Inside: the spatial design is the exhibit's strongest element. The progression moves from a display of traditional Indonesian masks and decorative objects through a zone of dense tropical vegetation — the humidity and air texture change perceptibly, creating a sensory transition that reads as a genuine environment rather than a set decoration. The Bali forest immersion quality described by visitors is not overstated.
The transition into an underwater visual zone — a projected sea environment that creates optical depth effects — was the strongest technical moment. The combination of mask display, tropical atmosphere, and underwater passage told a coherent story about Indonesian natural and cultural heritage.
Social media performance: strong. The visual environments are designed for photography, and the variety within a single pavilion gave visitors multiple distinct frame options.
#4 — Hungary Pavilion
Access is through advance lottery — near-zero wait at entry. The experience is intentionally disorienting: low lighting, shifting light-and-shadow design, a spatial quality that suggests entering something rather than viewing something.
The central moment: a woman begins to sing, without announcement or introduction. Everyone sits.
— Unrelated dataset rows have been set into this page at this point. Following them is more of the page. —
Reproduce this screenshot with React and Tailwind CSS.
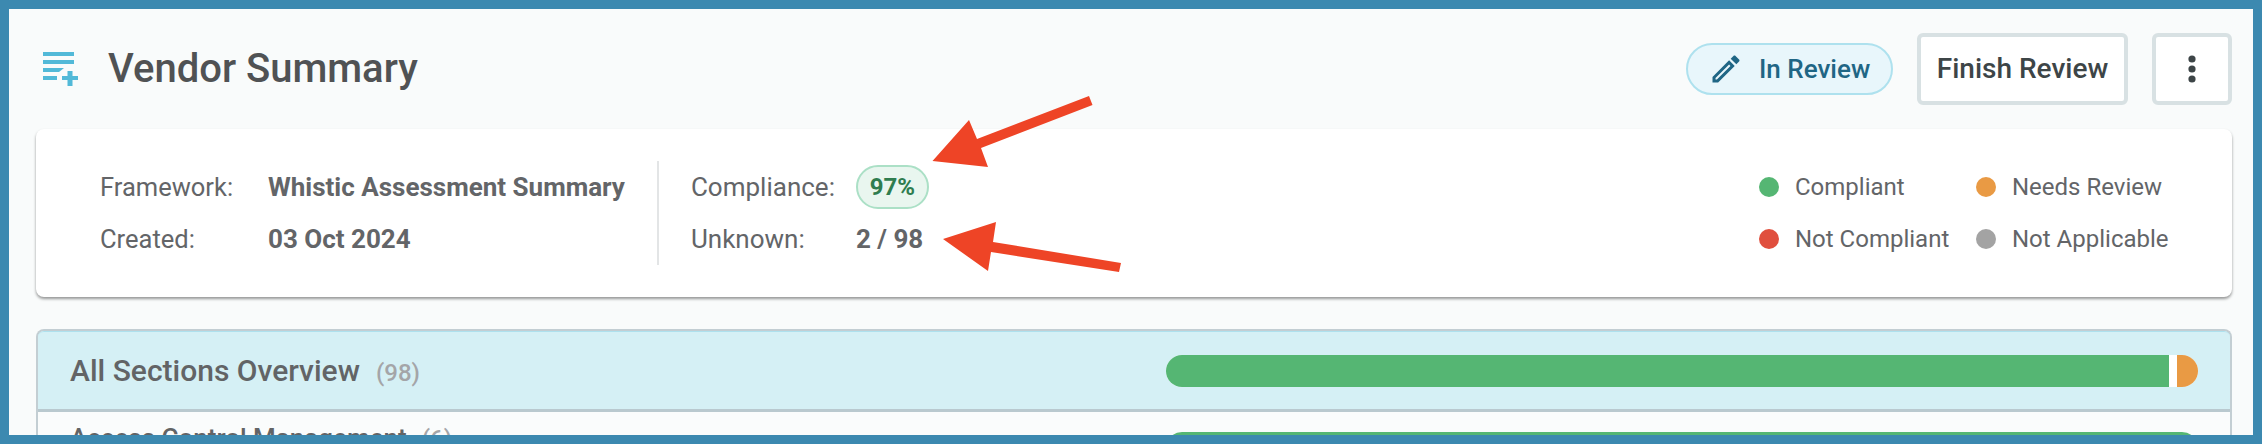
import React from "react";

function ListAddIcon() {
  return (
    <svg width="35" height="34" viewBox="0 0 35 34" className="shrink-0 text-[#52b9d8]" fill="currentColor">
      <rect x="0" y="0" width="31" height="4" />
      <rect x="0" y="8" width="31" height="4" />
      <path d="M0 16h21l-5 4H0z" />
      <rect x="0" y="24" width="14" height="4" />
      <rect x="19" y="24" width="16" height="4" />
      <rect x="24.500" y="19" width="5" height="15" />
    </svg>
  );
}

function PencilIcon() {
  return (
    <svg width="36" height="36" viewBox="0 0 24 24" fill="currentColor" className="shrink-0">
      <path d="M14.06 9.02l.92.92L5.92 19H5v-.92l9.06-9.06M17.66 3c-.25 0-.51.1-.7.29l-1.83 1.83 3.75 3.75 1.83-1.83c.39-.39.39-1.02 0-1.41l-2.34-2.34c-.2-.2-.45-.29-.71-.29zm-3.6 3.19L3 17.25V21h3.75L17.81 9.94l-3.75-3.75z" />
    </svg>
  );
}

function MoreIcon() {
  return (
    <svg width="8" height="28" viewBox="0 0 8 28" fill="currentColor">
      <circle cx="4" cy="4" r="3.600" />
      <circle cx="4" cy="14" r="3.600" />
      <circle cx="4" cy="24" r="3.600" />
    </svg>
  );
}

function LegendItem({ dot, label }) {
  return (
    <div className="flex items-center h-[52px]">
      <span className={`w-5 h-5 rounded-full shrink-0 ${dot}`} />
      <span className="ml-4 whitespace-nowrap">{label}</span>
    </div>
  );
}

export default function App() {
  return (
    <div
      className="relative w-[2262px] h-[444px] overflow-hidden bg-[#3c89b0] p-[9px]"
      style={{ fontFamily: '"Roboto", "Liberation Sans", sans-serif' }}
    >
      <div className="h-full overflow-hidden bg-[#f9fbfb] pt-6 pl-[27px] pr-[21px]">
        <header className="flex items-center h-[72px]">
          <div className="ml-[7px]">
            <ListAddIcon />
          </div>
          <h1 className="ml-[30px] text-[40px] font-medium text-[#505254]">Vendor Summary</h1>
          <div className="ml-auto flex items-center gap-6">
            <div className="flex items-center h-[52px] w-[207px] pl-5 rounded-full border-2 border-[#aee1ee] bg-[#e8f6fb] text-[#1f6685]">
              <PencilIcon />
              <span className="ml-[15px] text-[26px] font-medium">In Review</span>
            </div>
            <button className="h-[72px] w-[211px] rounded-md border-4 border-[#d8e1e3] bg-white text-[28px] font-medium text-[#3d4547]">
              Finish Review
            </button>
            <button className="flex items-center justify-center h-[72px] w-20 rounded-md border-4 border-[#d8e1e3] bg-white text-[#3d4547]">
              <MoreIcon />
            </button>
          </div>
        </header>

        <section className="flex items-center h-[168px] mt-6 pl-16 rounded-lg bg-white text-[#636568] shadow-[0_2px_3px_rgba(0,0,0,0.4)]">
          <div className="grid grid-cols-[168px_auto] auto-rows-[52px] items-center pr-8 border-r-2 border-[#e3e5e6] text-[25.500px]">
            <span>Framework:</span>
            <span className="font-bold text-[26px]">Whistic Assessment Summary</span>
            <span>Created:</span>
            <span className="font-bold text-[26px]">03 Oct 2024</span>
          </div>
          <div className="grid grid-cols-[165px_auto] auto-rows-[52px] items-center pl-[32px] text-[26px]">
            <span>Compliance:</span>
            <span className="flex items-center justify-center w-[73px] h-11 rounded-full border-2 border-[#abe0c6] bg-[#e9f6ef] font-bold text-[24px] text-[#2f7d4f]">
              97%
            </span>
            <span>Unknown:</span>
            <span className="font-bold">2 / 98</span>
          </div>
          <div className="ml-auto mr-[64px] grid grid-cols-[217px_192px] text-[24px]">
            <LegendItem dot="bg-[#55b673]" label="Compliant" />
            <LegendItem dot="bg-[#e99a44]" label="Needs Review" />
            <LegendItem dot="bg-[#e04f3e]" label="Not Compliant" />
            <LegendItem dot="bg-[#a3a3a3]" label="Not Applicable" />
          </div>
        </section>

        <section className="mt-8 rounded-t-lg border-2 border-b-0 border-[#c3ced3] bg-[#fafcfc]">
          <div className="flex items-center h-[81px] pl-8 pr-[32px] bg-[#d5f0f5] border-t border-t-[#aee1ee] border-b-[3px] border-b-[#b9c9cf] rounded-t-md">
            <div className="w-[1096px] flex items-baseline text-[30px] font-medium text-[#626466]">
              All Sections Overview
              <span className="ml-4 text-[24px] text-[#a4a5a8]">(98)</span>
            </div>
            <div className="flex flex-1 h-8 overflow-hidden rounded-full bg-white">
              <div className="w-[1003px] bg-[#55b673]" />
              <div className="w-2 bg-white" />
              <div className="flex-1 bg-[#e99a44]" />
            </div>
          </div>
          <div className="flex items-start h-[60px] pl-8 pr-[32px] pt-[10px]">
            <div className="w-[1096px] flex items-baseline text-[26px] font-medium text-[#626466] leading-8">
              Access Control Management
              <span className="ml-[15px] text-[24px] text-[#a4a5a8]">(6)</span>
            </div>
            <div className="flex-1 h-8 mt-[10px] rounded-full bg-[#55b673]" />
          </div>
        </section>
      </div>

      {/* annotation arrows drawn on top of the screenshot */}
      <svg className="absolute left-0 top-0 pointer-events-none" width="2262" height="444" fill="#ee4426">
        <polygon points="932.500,161 969,120 977,139 1089,96 1092.500,105 981,148 988,167" />
        <polygon points="943,239 996,222 993,242 1121,263 1119,272 991,252 988,271" />
      </svg>
    </div>
  );
}
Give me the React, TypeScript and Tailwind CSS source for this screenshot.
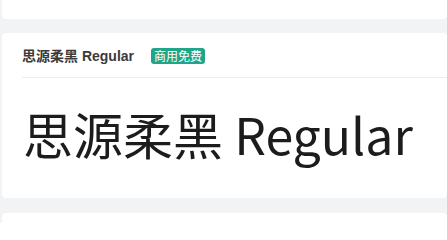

The song continues in silence — all ambient sound and background information removed. The performance is not explained; it is presented as a pure encounter.
Visitor accounts describe this consistently as one of the most moving five minutes at the expo. The design decision to strip away all context and deliver a single unmediated musical moment is unusual in an expo context, where most exhibits tend toward information density. Hungary made the opposite choice.
Note: the low lighting and quiet atmosphere are not suited to young children. This is an adult experience in the practical sense.
#3 — Electricity Pavilion
Advance reservation required; same-day access was possible during field visits. Each visitor receives an egg-shaped device at entry — the device becomes the interactive key for the entire experience.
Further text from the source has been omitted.